When the Royals are playing National League teams, their starting pitchers aren't required to go down and sit on the bench. But when Yost gazed looked over there before the first pitch, Shields and Davis had already claimed seats to watch Chen and Hochevar make their spring debuts.

"They were the only two starters out here," Yost said. "It's little things like that people don't really think about, but they do. They put the thought into it."

Shields seemed surprised that anybody would notice where he was sitting on an off day, but the truth is that eyes will be following him everywhere he goes this season.

"I mean, I'm really new here, and those guys pitched and me and Wade wanted to go out and watch them," he said demurely. "It gets us fired up a little bit. We want to get going, get out there and do our thing. You see other starters succeed, that's what makes us go."

Shields finally got his turn on the mound a couple days later, throwing a perfect inning in his spring training debut that was so efficient that he headed out to the bullpen afterward so he could squeeze in a few more pitches.

It was the kind of outing the Royals are hoping for, and fans are expecting, out of someone who earned the nickname "Big Game James" in the minors — an ultra-competitive pitcher who went 15-10 with a 3.52 ERA last year, led the majors with 11 complete games the year before, and has thrown at least 200 innings each of the past six seasons.

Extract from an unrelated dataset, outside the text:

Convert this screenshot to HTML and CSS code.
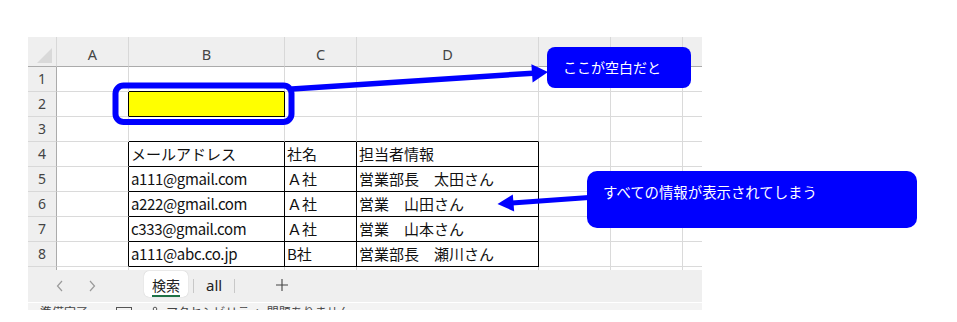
FILE: index.html
```html
<!DOCTYPE html>
<html lang="ja">
<head>
<meta charset="utf-8">
<title>Sheet</title>
<link rel="stylesheet" href="styles.css">
</head>
<body>
<div class="app">
  <div class="sheet">
    <div class="grid">
      <div class="corner"><span class="tri"></span></div>
      <div class="ch">A</div><div class="ch">B</div><div class="ch">C</div><div class="ch">D</div><div class="ch">E</div><div class="ch">F</div><div class="ch">G</div>

      <div class="rh">1</div><div class="c"></div><div class="c bb"></div><div class="c"></div><div class="c"></div><div class="c"></div><div class="c"></div><div class="c"></div>
      <div class="rh">2</div><div class="c br"></div><div class="c y bb br"></div><div class="c"></div><div class="c"></div><div class="c"></div><div class="c"></div><div class="c"></div>
      <div class="rh">3</div><div class="c"></div><div class="c bb"></div><div class="c bb"></div><div class="c bb"></div><div class="c"></div><div class="c"></div><div class="c"></div>
      <div class="rh">4</div><div class="c br"></div><div class="c t bb br">メールアドレス</div><div class="c t bb br">社名</div><div class="c t bb br">担当者情報</div><div class="c"></div><div class="c"></div><div class="c"></div>
      <div class="rh">5</div><div class="c br"></div><div class="c t en bb br">a111@gmail.com</div><div class="c t bb br">Ａ社</div><div class="c t bb br">営業部長　太田さん</div><div class="c"></div><div class="c"></div><div class="c"></div>
      <div class="rh">6</div><div class="c br"></div><div class="c t en bb br">a222@gmail.com</div><div class="c t bb br">Ａ社</div><div class="c t bb br">営業　山田さん</div><div class="c"></div><div class="c"></div><div class="c"></div>
      <div class="rh">7</div><div class="c br"></div><div class="c t en bb br">c333@gmail.com</div><div class="c t bb br">Ａ社</div><div class="c t bb br">営業　山本さん</div><div class="c"></div><div class="c"></div><div class="c"></div>
      <div class="rh">8</div><div class="c br"></div><div class="c t en bb br">a111@abc.co.jp</div><div class="c t bb br">B社</div><div class="c t bb br">営業部長　瀬川さん</div><div class="c"></div><div class="c"></div><div class="c"></div>
      <div class="rh">9</div><div class="c"></div><div class="c"></div><div class="c"></div><div class="c"></div><div class="c"></div><div class="c"></div><div class="c"></div>
    </div>
  </div>

  <div class="tabbar">
    <div class="navs">
      <svg class="nav" width="8" height="12" viewBox="0 0 8 12"><polyline points="6,1 1.5,6 6,11" fill="none" stroke="#9a9a9a" stroke-width="1.2"/></svg>
      <svg class="nav" width="8" height="12" viewBox="0 0 8 12"><polyline points="2,1 6.5,6 2,11" fill="none" stroke="#9a9a9a" stroke-width="1.2"/></svg>
    </div>
    <div class="tab active"><span class="tab-label">検索</span></div>
    <div class="sep sep1"></div>
    <div class="tab other"><span class="tab-label plain">all</span></div>
    <div class="sep"></div>
    <svg class="plus" width="14" height="14" viewBox="0 0 14 14"><path d="M7 1v12M1 7h12" stroke="#444" stroke-width="1.1" fill="none"/></svg>
  </div>

  <div class="status">
    <span class="st-text">準備完了</span>
    <span class="st-box"></span>
    <svg class="st-icon" width="14" height="14" viewBox="0 0 14 14"><circle cx="7" cy="3" r="1.8" fill="none" stroke="#555" stroke-width="1"/><path d="M2 6h10M7 6v7M4 13l3-4 3 4" fill="none" stroke="#555" stroke-width="1"/></svg>
    <span class="st-text">アクセシビリティ: 問題ありません</span>
  </div>
</div>

<svg class="overlay" width="957" height="322" viewBox="0 0 957 322">
  <rect x="115.5" y="85.5" width="176" height="36.5" rx="8" ry="8" fill="none" stroke="#0000ff" stroke-width="6"/>
  <line x1="292" y1="89" x2="533" y2="73.2" stroke="#0000ff" stroke-width="5.5"/>
  <polygon points="548,72 531.4,64.2 532.6,82.4" fill="#0000ff"/>
  <line x1="589" y1="197.5" x2="512" y2="203" stroke="#0000ff" stroke-width="4.8"/>
  <polygon points="497.5,204 512.8,194.4 514.2,211.4" fill="#0000ff"/>
</svg>

<div class="callout c1">ここが空白だと</div>
<div class="callout c2">すべての情報が表示されてしまう</div>
</body>
</html>
```

FILE: styles.css
```css
html, body {
  margin: 0;
  padding: 0;
  background: #ffffff;
}

body {
  width: 957px;
  height: 322px;
  overflow: hidden;
  font-family: "Noto Sans CJK JP", "Noto Sans", sans-serif;
}

.app {
  margin: 37px 0 0 28px;
  width: 674px;
}

.sheet {
  height: 233px;
  width: 674px;
  overflow: hidden;
}

.grid {
  display: grid;
  grid-template-columns: 29px 72px 156px 72px 182px 72px 72px 72px;
  grid-template-rows: 30px repeat(9, 25px);
  width: 727px;
}

.grid > div {
  box-sizing: border-box;
}

.corner {
  background: #efefef;
  border-right: 1px solid #d8d8d8;
  border-bottom: 1px solid #ababab;
  display: flex;
  justify-content: flex-end;
  align-items: flex-end;
  padding: 0 4px 3px 0;
}

.tri {
  display: block;
  width: 15px;
  height: 15px;
  background: #d9d9d9;
  clip-path: polygon(100% 0, 100% 100%, 0 100%);
}

.ch {
  background: #efefef;
  border-right: 1px solid #d8d8d8;
  border-bottom: 1px solid #ababab;
  font-family: "Noto Sans", "Open Sans", sans-serif;
  font-size: 14.5px;
  color: #444444;
  text-align: center;
  line-height: 30px;
  padding-top: 2px;
}

.rh {
  background: #efefef;
  border-right: 1px solid #ababab;
  border-bottom: 1px solid #d8d8d8;
  font-family: "Noto Sans", "Open Sans", sans-serif;
  font-size: 14px;
  color: #444444;
  text-align: center;
  line-height: 24px;
}

.c {
  border-right: 1px solid #dadada;
  border-bottom: 1px solid #dadada;
  background: #ffffff;
}

.c.bb { border-bottom-color: #000000; }
.c.br { border-right-color: #000000; }
.c.y { background: #ffff00; }

.t {
  font-family: "Noto Sans CJK JP", sans-serif;
  font-size: 15px;
  line-height: 24px;
  color: #111111;
  padding-left: 2px;
  white-space: nowrap;
  overflow: hidden;
}

.t.en {
  letter-spacing: -0.35px;
}

.tabbar {
  height: 32px;
  background: #efefef;
  display: flex;
  align-items: flex-start;
  border-bottom: 1px solid #ffffff;
}

.navs {
  display: flex;
  gap: 24px;
  padding: 10px 0 0 28px;
  width: 88px;
  box-sizing: border-box;
}

.nav { display: block; }

.tab {
  height: 26px;
  margin-top: 1px;
  display: flex;
  justify-content: center;
  box-sizing: border-box;
}

.tab.active {
  width: 44px;
  margin-left: 28px;
  background: #ffffff;
  border-radius: 5px;
  box-shadow: 0 0 1px rgba(0, 0, 0, 0.25);
}

.tab.other {
  padding: 0 12px 0 12px;
}

.tab-label {
  font-family: "Noto Sans CJK JP", sans-serif;
  font-size: 14px;
  line-height: 20px;
  color: #222222;
  margin-top: 4px;
  height: 20px;
  border-bottom: 2px solid #1e7145;
}

.tab-label.plain {
  font-family: "Noto Sans", sans-serif;
  font-size: 15px;
  border-bottom: none;
  color: #222222;
  margin-top: 4px;
}

.sep {
  width: 1px;
  height: 14px;
  margin-top: 9px;
  background: #c8c8c8;
}

.sep1 {
  margin-left: 5px;
}

.plus {
  display: block;
  margin: 8px 0 0 40px;
}

.status {
  height: 7px;
  background: #f3f3f3;
  overflow: hidden;
  display: flex;
  align-items: flex-start;
  gap: 16px;
  padding-left: 12px;
}

.st-text {
  font-family: "Noto Sans CJK JP", sans-serif;
  font-size: 12px;
  line-height: 16px;
  color: #444444;
  margin-top: 1px;
  white-space: nowrap;
}

.st-box {
  width: 14px;
  height: 12px;
  border: 1px solid #555555;
  margin-top: 4px;
  margin-left: 12px;
  flex: none;
}

.st-icon {
  display: block;
  margin-top: 3px;
  flex: none;
  margin-right: -12px;
}

.overlay {
  position: absolute;
  top: 0;
  left: 0;
  pointer-events: none;
}

.callout {
  position: absolute;
  background: #0000ff;
  color: #ffffff;
  font-family: "Noto Sans CJK JP", sans-serif;
  font-size: 14px;
  box-sizing: border-box;
  white-space: nowrap;
}

.c1 {
  left: 547px;
  top: 47px;
  width: 144px;
  height: 41px;
  border-radius: 8px;
  padding-left: 16px;
  line-height: 41px;
}

.c2 {
  left: 587px;
  top: 171px;
  width: 330px;
  height: 57px;
  border-radius: 10px;
  padding: 11px 0 0 16px;
  line-height: 20px;
  font-size: 14.4px;
}
```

Even his teammates are expecting greatness out of a pitcher who's shown flashes of it.

"Shields is going to lead us to the promised land," said third baseman Mike Moustakas. "He's going to show us the way, how things are supposed to be done. We're going to hop on his back."

All of this may seem like a lot of pressure for any one person to carry, especially when you consider Kansas City has had one winning seasons since 1994. But the position Shields finds himself in this season isn't all that different from the way things were early in his career in Tampa Bay.

The Rays lost more than 100 games his first season, and fared little better the next year. But by his third season as a starter, Shields had become the ace for a young and energetic group that managed to upstage the Red Sox and Yankees and reach the World Series.

Shields was 14-8 with a 3.56 ERA that season.

"You have to be a certain type of individual to be a leader," Yost said. "Not everybody is born to be a leader. But he definitely was. He not only comes to it naturally, he works at it, too. He sits and thinks about ways to make his teammates better, and that's a very important quality."

Given all that, perhaps it's not so surprising that Shields was watching from the bench last week on a day he wasn't scheduled to pitch, rooting on a couple pitchers competing for a job.

In fact, seems as if it'd be more surprising if he wasn't.

"Here in spring training, you really start to create that good chemistry with players, and really just bond as a team," Shields said, "because if you try to do it midseason, it's a little too late. It might be a little faked, you know what I mean? This is our time to work on being together and getting our work done, and that's what I'm here to do."